### SET PROBLEM
Find the lines with "this" in them and copy them out.

[Records from a data source]

□ □ □ □ □

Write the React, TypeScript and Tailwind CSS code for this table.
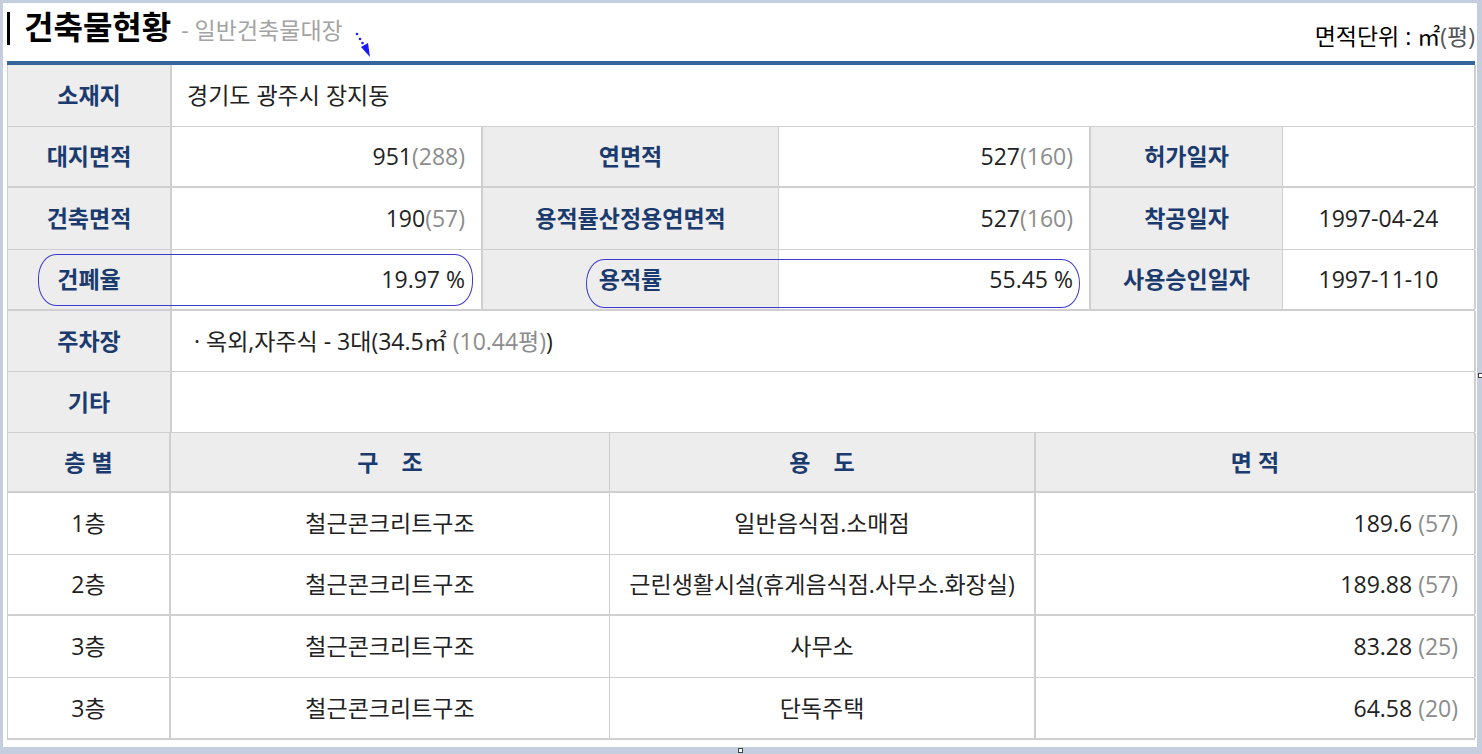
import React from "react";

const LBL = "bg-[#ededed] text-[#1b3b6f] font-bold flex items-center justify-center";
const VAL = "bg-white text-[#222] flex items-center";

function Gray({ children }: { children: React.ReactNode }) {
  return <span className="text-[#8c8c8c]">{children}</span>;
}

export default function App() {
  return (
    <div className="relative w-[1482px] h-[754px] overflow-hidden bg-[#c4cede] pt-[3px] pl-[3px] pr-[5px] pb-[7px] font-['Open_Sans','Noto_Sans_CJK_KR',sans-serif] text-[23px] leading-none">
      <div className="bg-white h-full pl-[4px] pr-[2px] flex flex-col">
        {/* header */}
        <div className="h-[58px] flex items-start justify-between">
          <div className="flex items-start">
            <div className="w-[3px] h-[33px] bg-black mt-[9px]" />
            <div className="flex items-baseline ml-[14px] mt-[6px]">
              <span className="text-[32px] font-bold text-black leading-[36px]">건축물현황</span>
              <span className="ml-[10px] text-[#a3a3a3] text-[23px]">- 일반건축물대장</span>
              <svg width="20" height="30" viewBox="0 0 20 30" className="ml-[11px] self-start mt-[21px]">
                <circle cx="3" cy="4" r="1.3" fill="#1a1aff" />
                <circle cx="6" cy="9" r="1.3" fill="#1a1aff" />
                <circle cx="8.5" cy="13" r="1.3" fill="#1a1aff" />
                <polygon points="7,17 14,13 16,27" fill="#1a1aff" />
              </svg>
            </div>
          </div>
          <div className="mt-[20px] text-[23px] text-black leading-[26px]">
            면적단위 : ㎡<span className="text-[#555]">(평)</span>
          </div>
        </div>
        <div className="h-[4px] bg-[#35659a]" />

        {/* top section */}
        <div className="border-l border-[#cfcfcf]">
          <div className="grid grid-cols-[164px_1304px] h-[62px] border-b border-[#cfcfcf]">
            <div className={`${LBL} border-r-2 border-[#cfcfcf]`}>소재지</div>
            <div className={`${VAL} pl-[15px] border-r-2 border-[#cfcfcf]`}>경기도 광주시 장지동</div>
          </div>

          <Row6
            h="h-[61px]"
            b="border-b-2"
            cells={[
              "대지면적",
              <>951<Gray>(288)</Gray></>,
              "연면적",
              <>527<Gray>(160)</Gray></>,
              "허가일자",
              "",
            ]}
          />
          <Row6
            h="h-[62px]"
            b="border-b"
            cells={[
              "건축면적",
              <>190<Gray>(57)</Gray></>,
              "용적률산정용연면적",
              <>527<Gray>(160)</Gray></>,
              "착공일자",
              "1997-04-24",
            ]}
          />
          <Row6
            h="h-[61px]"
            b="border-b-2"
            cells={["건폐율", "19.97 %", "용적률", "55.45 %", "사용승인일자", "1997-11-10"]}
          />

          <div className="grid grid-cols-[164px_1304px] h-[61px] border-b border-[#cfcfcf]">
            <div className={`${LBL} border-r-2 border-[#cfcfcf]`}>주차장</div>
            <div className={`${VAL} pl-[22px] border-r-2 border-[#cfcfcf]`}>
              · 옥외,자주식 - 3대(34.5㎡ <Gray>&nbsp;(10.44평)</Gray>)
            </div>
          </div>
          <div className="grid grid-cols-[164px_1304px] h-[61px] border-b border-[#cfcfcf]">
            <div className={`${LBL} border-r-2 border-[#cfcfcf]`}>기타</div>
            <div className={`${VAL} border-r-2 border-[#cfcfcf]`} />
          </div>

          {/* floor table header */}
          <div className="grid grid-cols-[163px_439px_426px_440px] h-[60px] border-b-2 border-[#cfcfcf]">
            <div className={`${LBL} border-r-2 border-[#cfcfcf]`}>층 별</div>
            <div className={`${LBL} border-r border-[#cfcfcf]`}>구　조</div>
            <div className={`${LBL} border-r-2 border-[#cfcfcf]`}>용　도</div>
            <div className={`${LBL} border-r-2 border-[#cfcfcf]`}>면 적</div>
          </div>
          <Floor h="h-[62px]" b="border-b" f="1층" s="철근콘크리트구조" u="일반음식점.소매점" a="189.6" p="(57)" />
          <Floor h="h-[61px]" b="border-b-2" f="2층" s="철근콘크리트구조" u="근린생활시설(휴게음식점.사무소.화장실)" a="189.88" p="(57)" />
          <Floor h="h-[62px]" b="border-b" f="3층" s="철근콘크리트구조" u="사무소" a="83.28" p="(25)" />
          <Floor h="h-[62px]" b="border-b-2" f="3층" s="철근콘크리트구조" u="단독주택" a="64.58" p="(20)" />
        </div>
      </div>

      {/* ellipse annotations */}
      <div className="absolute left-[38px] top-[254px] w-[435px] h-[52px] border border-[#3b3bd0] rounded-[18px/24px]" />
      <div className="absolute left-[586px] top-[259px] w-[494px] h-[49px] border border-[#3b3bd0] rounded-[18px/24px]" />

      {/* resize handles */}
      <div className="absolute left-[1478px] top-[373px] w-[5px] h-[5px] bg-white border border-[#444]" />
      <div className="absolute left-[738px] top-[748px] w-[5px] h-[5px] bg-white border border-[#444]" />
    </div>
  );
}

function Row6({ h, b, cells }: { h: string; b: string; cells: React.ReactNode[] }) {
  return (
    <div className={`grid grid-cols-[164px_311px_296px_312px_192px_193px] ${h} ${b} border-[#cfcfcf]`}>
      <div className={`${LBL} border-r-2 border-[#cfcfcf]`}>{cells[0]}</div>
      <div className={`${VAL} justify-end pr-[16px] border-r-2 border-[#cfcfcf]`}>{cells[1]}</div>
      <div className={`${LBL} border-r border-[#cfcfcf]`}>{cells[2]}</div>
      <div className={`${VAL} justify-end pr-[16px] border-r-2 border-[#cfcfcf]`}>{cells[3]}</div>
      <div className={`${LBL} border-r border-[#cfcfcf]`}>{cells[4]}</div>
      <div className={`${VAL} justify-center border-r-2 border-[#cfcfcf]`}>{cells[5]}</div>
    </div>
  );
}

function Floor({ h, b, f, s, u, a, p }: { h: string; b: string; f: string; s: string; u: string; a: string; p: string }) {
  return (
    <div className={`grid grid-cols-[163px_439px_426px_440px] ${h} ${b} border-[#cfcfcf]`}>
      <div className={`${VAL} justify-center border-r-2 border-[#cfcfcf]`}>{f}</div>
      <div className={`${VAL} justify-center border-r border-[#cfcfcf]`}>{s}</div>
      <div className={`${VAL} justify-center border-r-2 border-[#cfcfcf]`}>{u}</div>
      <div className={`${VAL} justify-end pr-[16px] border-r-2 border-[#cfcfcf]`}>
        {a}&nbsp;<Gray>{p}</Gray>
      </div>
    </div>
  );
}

□ □ □ □ □

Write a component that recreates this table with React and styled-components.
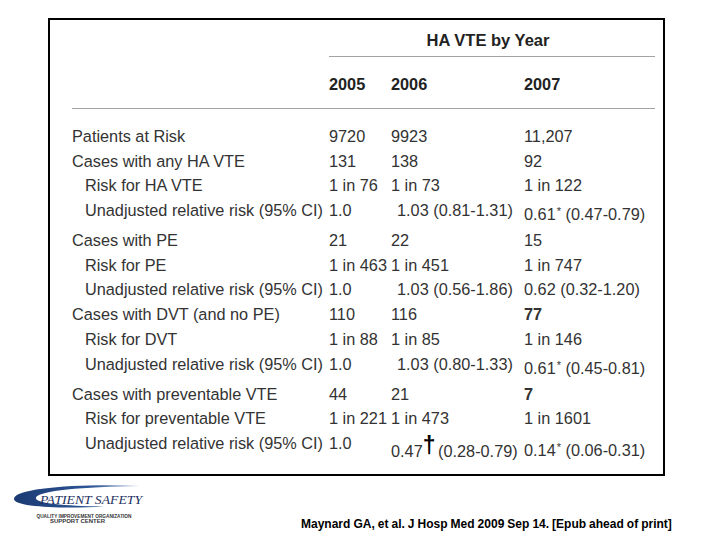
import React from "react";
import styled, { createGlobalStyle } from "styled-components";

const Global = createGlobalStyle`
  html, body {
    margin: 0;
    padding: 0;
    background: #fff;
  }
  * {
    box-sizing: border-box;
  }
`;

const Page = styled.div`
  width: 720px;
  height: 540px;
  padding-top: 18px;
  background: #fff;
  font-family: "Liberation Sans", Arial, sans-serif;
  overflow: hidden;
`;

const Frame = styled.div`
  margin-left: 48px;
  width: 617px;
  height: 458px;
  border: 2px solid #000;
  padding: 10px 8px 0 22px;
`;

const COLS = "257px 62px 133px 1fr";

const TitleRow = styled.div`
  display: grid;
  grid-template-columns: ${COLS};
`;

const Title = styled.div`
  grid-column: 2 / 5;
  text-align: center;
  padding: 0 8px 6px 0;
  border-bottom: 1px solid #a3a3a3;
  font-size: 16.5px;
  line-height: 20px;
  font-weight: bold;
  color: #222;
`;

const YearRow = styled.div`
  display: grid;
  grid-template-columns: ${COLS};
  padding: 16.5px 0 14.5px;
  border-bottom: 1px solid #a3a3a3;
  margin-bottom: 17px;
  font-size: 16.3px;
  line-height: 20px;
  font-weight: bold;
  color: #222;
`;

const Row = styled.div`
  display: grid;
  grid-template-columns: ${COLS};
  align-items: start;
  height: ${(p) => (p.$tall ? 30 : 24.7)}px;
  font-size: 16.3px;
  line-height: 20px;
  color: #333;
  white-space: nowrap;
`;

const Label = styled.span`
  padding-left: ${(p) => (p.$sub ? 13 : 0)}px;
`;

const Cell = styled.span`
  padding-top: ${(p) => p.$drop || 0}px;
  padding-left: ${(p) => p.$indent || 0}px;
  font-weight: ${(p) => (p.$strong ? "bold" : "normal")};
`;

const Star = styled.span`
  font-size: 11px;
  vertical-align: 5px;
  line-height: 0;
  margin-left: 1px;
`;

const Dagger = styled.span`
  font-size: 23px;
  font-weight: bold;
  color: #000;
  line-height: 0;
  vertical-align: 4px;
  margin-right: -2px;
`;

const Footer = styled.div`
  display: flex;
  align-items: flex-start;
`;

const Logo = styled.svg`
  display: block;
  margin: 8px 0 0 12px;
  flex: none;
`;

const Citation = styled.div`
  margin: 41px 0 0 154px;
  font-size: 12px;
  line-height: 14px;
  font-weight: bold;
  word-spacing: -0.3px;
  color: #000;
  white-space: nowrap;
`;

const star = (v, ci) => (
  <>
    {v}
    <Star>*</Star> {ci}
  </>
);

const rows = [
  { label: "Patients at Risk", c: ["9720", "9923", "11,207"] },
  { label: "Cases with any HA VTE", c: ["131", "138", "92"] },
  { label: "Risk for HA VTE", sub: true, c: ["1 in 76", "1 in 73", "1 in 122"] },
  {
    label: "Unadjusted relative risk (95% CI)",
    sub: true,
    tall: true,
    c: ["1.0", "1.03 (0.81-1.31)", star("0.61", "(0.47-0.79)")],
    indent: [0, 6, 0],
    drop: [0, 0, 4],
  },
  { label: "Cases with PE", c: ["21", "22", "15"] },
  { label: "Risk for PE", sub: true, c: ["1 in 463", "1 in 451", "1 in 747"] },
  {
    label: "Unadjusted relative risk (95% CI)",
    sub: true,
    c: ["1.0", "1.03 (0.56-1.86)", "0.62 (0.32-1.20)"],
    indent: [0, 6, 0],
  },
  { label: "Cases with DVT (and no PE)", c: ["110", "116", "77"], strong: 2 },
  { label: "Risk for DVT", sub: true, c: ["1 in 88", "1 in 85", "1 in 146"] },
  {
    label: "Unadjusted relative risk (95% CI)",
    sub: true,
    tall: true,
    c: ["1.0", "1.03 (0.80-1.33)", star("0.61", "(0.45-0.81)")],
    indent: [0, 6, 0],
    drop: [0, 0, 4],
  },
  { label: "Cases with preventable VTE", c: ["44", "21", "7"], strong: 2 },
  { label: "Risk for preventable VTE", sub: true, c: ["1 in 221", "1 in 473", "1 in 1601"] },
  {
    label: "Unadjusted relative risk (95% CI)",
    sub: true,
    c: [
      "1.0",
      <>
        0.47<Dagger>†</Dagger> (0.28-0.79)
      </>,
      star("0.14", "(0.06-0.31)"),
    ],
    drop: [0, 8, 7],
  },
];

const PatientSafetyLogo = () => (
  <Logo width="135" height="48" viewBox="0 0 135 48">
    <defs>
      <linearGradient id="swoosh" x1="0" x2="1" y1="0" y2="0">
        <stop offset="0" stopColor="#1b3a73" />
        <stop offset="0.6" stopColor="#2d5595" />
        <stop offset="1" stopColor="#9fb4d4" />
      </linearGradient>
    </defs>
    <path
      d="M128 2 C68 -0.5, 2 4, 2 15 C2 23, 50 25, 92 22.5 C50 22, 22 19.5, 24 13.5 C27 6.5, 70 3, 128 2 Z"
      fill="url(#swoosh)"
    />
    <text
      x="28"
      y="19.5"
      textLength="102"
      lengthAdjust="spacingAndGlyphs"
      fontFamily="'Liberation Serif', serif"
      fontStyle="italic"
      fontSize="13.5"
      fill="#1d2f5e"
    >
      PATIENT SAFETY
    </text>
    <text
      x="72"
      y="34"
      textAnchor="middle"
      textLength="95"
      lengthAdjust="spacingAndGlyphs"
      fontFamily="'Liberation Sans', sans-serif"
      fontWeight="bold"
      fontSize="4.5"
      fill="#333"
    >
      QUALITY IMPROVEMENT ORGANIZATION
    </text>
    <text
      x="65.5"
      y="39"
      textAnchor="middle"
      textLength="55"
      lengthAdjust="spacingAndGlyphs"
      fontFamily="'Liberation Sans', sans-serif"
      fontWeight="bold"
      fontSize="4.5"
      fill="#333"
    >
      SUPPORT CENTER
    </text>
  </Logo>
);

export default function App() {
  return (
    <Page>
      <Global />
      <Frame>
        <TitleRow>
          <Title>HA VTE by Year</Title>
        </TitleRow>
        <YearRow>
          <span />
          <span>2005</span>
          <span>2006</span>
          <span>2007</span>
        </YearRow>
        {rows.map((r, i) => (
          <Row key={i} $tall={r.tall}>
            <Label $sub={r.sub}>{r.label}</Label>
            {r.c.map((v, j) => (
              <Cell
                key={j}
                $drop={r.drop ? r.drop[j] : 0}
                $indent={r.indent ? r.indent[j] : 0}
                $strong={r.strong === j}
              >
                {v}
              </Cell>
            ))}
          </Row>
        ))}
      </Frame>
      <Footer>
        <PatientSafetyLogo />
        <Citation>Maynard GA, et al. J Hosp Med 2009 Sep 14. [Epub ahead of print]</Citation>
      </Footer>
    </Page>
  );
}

□ □ □ □ □

### OUTPUT
Write the React, TypeScript and Tailwind CSS code for this table.
Write a component that recreates this table with React and styled-components.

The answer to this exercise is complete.